**SET EXERCISE**. Give the data below again exactly as it stands. Omit the pictures.

**DATA SHOWN**.
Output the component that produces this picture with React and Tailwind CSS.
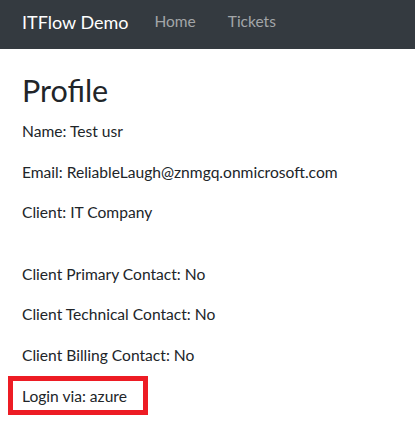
export default function App() {
  const rows = [
    "Name: Test usr",
    "Email: ReliableLaugh@znmgq.onmicrosoft.com",
    "Client: IT Company",
  ];
  const contacts = [
    "Client Primary Contact: No",
    "Client Technical Contact: No",
    "Client Billing Contact: No",
  ];

  return (
    <div className="min-h-[422px] bg-white text-[#212529] font-['Lato',sans-serif]">
      {/* NAVBAR */}
      <nav className="h-[49px] bg-[#343a40] flex items-center px-[22px] pb-[5px]">
        <span className="text-white text-[18px] leading-none mr-[26px]">ITFlow Demo</span>
        <a className="text-[#a3a6a9] text-[15.5px] leading-none mr-[32px]">Home</a>
        <a className="text-[#a3a6a9] text-[15.5px] leading-none">Tickets</a>
      </nav>

      {/* PROFILE */}
      <main className="px-[22px] pt-[23px]">
        <h1 className="text-[30.5px] leading-[37px] mb-[10px]">Profile</h1>

        {rows.map((r) => (
          <p key={r} className="text-[15.6px] leading-[24px] mb-[16.5px]">
            {r}
          </p>
        ))}

        <div className="h-[21px]" />

        {contacts.map((r) => (
          <p key={r} className="text-[15.6px] leading-[24px] mb-[16.5px]">
            {r}
          </p>
        ))}

        <div className="-ml-[14px] -mt-[7px] w-[140px] h-[39px] border-[5px] border-[#ed1c24] flex items-center pl-[9px]">
          <span className="text-[15.6px] leading-[24px]">Login via: azure</span>
        </div>
      </main>
    </div>
  );
}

**SOLUTION BELOW**.
Output the component that produces this picture with React and Tailwind CSS.
export default function App() {
  const rows = [
    "Name: Test usr",
    "Email: ReliableLaugh@znmgq.onmicrosoft.com",
    "Client: IT Company",
  ];
  const contacts = [
    "Client Primary Contact: No",
    "Client Technical Contact: No",
    "Client Billing Contact: No",
  ];

  return (
    <div className="min-h-[422px] bg-white text-[#212529] font-['Lato',sans-serif]">
      {/* NAVBAR */}
      <nav className="h-[49px] bg-[#343a40] flex items-center px-[22px] pb-[5px]">
        <span className="text-white text-[18px] leading-none mr-[26px]">ITFlow Demo</span>
        <a className="text-[#a3a6a9] text-[15.5px] leading-none mr-[32px]">Home</a>
        <a className="text-[#a3a6a9] text-[15.5px] leading-none">Tickets</a>
      </nav>

      {/* PROFILE */}
      <main className="px-[22px] pt-[23px]">
        <h1 className="text-[30.5px] leading-[37px] mb-[10px]">Profile</h1>

        {rows.map((r) => (
          <p key={r} className="text-[15.6px] leading-[24px] mb-[16.5px]">
            {r}
          </p>
        ))}

        <div className="h-[21px]" />

        {contacts.map((r) => (
          <p key={r} className="text-[15.6px] leading-[24px] mb-[16.5px]">
            {r}
          </p>
        ))}

        <div className="-ml-[14px] -mt-[7px] w-[140px] h-[39px] border-[5px] border-[#ed1c24] flex items-center pl-[9px]">
          <span className="text-[15.6px] leading-[24px]">Login via: azure</span>
        </div>
      </main>
    </div>
  );
}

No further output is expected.